**DESCRIPTION OF THE TASK:** Wherever the word "components" turns up in a line of the entries, copy that line.

**DATA:**

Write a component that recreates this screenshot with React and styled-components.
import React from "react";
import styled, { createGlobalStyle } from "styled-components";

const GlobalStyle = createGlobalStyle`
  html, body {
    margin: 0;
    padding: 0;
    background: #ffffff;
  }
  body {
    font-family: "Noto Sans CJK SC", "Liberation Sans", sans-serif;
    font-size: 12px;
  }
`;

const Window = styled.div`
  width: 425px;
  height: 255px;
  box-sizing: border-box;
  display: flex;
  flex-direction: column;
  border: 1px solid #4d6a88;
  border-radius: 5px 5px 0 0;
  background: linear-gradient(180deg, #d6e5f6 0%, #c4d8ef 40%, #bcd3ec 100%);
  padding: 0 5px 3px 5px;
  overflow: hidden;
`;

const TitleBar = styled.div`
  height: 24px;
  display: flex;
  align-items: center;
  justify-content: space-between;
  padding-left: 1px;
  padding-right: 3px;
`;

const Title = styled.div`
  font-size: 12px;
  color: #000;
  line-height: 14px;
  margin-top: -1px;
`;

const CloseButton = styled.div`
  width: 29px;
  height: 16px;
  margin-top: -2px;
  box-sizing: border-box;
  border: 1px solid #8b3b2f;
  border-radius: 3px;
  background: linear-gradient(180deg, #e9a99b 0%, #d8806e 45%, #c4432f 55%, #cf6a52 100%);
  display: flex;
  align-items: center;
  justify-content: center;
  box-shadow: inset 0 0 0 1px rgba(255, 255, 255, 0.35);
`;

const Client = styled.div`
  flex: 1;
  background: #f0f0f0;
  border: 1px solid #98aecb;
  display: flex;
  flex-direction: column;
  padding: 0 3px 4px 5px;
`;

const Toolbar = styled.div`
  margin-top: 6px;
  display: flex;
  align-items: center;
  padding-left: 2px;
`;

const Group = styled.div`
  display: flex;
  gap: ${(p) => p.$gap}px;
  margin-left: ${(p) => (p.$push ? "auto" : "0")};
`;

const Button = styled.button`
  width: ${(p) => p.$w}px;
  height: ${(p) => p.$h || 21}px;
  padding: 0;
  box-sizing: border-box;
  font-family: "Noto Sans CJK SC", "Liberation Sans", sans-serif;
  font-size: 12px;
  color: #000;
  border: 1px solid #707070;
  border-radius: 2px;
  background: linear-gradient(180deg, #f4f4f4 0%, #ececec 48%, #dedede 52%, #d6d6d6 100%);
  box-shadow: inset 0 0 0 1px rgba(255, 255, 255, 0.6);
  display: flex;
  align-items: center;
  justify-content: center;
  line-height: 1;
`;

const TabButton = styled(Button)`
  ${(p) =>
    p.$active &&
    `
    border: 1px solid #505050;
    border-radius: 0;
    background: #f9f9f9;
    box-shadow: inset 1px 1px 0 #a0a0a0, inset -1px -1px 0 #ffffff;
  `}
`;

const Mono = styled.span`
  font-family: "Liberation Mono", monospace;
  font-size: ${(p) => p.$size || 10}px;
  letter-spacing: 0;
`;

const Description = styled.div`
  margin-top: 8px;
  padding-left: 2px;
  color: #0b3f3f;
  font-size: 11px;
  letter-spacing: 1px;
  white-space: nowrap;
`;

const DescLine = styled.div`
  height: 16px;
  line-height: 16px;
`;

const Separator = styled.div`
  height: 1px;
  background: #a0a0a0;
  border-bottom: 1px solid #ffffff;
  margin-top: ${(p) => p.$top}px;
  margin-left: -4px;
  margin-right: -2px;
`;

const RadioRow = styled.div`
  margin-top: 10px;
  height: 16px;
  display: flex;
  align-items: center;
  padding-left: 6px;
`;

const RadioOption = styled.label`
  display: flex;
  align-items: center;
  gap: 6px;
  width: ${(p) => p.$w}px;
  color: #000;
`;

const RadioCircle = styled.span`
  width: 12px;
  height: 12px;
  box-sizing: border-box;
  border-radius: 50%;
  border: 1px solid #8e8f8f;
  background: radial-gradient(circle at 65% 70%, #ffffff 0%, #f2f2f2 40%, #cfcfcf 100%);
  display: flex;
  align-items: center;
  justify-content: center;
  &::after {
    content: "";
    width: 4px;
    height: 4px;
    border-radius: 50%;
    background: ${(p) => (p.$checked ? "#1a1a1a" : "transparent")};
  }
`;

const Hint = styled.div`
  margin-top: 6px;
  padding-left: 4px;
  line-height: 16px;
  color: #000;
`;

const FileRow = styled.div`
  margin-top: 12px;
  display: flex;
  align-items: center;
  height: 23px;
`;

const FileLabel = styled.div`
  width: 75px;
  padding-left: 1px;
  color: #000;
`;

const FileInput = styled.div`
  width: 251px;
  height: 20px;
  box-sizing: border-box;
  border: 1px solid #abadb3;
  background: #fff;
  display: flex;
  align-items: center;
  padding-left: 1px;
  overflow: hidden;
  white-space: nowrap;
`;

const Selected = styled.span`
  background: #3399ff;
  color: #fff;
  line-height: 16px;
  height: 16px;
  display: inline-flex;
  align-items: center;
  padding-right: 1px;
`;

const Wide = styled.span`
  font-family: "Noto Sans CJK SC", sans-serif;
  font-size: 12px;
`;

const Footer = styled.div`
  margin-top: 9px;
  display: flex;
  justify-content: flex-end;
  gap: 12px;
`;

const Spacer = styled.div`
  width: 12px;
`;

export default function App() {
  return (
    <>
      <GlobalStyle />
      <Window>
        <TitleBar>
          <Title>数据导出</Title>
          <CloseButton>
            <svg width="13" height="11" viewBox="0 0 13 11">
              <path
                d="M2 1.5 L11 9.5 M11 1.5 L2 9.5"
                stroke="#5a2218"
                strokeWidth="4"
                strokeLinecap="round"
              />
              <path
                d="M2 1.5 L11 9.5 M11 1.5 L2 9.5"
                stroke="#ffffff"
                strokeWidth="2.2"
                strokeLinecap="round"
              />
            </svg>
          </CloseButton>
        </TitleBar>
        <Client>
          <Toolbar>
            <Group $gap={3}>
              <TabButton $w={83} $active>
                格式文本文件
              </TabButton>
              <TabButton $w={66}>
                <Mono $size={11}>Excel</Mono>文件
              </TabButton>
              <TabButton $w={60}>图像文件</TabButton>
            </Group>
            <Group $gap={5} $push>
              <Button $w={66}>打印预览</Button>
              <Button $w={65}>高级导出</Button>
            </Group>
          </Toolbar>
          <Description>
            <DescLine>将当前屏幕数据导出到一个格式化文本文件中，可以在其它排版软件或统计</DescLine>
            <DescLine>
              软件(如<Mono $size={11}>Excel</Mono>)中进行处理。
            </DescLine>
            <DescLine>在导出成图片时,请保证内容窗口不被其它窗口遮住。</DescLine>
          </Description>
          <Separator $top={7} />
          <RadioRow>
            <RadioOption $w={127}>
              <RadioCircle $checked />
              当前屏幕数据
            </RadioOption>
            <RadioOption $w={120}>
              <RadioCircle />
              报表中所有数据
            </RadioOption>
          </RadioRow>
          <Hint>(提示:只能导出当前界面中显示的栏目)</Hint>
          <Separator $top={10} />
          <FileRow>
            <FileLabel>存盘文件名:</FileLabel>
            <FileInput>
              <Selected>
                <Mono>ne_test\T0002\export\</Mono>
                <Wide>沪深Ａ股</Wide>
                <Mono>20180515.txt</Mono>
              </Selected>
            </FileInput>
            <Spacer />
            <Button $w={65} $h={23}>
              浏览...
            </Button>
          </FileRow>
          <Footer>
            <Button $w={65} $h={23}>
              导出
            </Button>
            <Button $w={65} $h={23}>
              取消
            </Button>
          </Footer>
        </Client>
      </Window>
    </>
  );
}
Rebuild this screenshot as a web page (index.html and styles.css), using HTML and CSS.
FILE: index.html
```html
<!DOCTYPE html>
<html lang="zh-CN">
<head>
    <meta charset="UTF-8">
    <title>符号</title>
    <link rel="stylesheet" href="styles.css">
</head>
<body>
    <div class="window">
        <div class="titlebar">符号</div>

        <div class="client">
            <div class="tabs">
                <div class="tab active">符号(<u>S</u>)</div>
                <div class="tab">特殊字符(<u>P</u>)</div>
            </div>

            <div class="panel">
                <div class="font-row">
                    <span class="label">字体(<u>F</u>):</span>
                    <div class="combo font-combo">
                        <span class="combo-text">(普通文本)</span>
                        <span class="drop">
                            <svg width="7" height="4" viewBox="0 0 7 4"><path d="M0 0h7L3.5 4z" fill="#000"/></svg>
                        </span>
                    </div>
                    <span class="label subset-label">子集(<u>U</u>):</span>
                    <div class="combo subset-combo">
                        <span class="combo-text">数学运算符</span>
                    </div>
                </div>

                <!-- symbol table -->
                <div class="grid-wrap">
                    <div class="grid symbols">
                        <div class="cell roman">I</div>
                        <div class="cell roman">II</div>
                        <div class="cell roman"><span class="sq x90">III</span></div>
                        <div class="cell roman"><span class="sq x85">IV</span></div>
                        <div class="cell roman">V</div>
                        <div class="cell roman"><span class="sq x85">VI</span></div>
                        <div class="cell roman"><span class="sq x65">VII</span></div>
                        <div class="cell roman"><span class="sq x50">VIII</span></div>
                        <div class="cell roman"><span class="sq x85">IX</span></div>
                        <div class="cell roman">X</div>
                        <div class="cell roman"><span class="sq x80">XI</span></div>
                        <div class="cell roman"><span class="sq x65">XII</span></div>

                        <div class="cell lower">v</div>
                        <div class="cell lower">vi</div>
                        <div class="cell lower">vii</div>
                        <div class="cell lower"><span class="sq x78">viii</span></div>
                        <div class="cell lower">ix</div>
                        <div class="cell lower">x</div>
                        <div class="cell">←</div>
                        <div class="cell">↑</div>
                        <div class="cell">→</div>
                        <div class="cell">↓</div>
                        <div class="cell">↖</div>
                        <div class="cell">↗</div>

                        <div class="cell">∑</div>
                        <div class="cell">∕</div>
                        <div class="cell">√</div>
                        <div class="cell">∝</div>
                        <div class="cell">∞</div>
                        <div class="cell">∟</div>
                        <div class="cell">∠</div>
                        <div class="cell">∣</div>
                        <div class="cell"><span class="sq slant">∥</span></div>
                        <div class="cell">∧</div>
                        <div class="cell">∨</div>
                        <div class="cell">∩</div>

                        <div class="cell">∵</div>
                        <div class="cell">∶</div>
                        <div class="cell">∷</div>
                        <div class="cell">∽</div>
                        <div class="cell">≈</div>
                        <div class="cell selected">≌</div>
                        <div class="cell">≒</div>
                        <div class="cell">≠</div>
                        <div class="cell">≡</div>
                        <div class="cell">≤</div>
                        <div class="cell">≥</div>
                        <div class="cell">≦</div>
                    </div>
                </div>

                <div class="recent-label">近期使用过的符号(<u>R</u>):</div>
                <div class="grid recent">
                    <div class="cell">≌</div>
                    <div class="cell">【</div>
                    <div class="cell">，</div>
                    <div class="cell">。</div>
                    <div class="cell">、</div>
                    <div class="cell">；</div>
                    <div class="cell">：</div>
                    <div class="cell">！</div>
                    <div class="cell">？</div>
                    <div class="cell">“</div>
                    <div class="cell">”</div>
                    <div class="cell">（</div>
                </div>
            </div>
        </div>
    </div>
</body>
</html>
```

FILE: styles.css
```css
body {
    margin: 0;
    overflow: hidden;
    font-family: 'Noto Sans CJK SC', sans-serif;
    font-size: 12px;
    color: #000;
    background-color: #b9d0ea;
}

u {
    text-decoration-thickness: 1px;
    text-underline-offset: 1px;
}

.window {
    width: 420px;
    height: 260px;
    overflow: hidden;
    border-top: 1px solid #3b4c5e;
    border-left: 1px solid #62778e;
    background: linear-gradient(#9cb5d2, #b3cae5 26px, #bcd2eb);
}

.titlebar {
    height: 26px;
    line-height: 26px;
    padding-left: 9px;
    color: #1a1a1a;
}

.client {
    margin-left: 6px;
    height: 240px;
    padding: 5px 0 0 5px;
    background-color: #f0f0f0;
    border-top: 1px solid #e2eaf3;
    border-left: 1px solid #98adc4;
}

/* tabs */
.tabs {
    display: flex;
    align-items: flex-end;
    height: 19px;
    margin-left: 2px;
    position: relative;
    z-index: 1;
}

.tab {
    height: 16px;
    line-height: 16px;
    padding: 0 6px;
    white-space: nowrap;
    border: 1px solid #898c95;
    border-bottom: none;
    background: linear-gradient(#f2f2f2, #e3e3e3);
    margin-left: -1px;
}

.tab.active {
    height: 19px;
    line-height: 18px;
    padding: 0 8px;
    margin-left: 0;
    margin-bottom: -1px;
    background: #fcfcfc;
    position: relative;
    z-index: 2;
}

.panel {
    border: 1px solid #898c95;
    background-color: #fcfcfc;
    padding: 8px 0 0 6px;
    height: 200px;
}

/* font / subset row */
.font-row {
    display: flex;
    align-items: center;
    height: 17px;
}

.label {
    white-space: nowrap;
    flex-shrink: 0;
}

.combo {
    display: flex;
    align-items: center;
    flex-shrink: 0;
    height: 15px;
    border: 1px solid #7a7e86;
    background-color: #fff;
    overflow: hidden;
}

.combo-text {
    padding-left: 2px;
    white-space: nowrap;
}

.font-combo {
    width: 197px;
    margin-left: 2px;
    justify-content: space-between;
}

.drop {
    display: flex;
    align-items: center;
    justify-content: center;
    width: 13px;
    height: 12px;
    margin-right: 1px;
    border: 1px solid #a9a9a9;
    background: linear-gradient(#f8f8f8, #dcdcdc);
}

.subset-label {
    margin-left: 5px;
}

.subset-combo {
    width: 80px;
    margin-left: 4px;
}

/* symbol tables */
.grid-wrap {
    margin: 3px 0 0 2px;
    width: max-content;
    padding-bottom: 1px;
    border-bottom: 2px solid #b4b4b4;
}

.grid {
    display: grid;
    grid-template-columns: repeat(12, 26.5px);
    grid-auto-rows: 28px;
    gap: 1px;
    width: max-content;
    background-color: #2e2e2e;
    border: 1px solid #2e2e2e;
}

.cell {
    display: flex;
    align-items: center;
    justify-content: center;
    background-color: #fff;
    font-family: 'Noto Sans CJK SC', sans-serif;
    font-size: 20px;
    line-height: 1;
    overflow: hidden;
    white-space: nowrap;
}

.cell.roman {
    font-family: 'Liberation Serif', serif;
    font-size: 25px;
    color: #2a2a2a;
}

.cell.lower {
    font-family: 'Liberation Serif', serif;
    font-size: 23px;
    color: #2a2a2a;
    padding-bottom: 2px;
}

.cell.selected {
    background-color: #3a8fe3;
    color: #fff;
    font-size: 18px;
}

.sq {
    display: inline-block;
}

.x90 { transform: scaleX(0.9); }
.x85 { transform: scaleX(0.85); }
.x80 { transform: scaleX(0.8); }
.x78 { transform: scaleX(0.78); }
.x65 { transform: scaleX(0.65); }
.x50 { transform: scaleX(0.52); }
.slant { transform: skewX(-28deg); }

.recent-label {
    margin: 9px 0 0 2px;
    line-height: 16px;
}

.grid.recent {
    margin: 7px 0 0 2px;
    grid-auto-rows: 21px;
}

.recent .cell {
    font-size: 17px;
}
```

**WRITTEN ANSWER:**
Write a component that recreates this screenshot with React and styled-components.
import styled, { createGlobalStyle } from "styled-components";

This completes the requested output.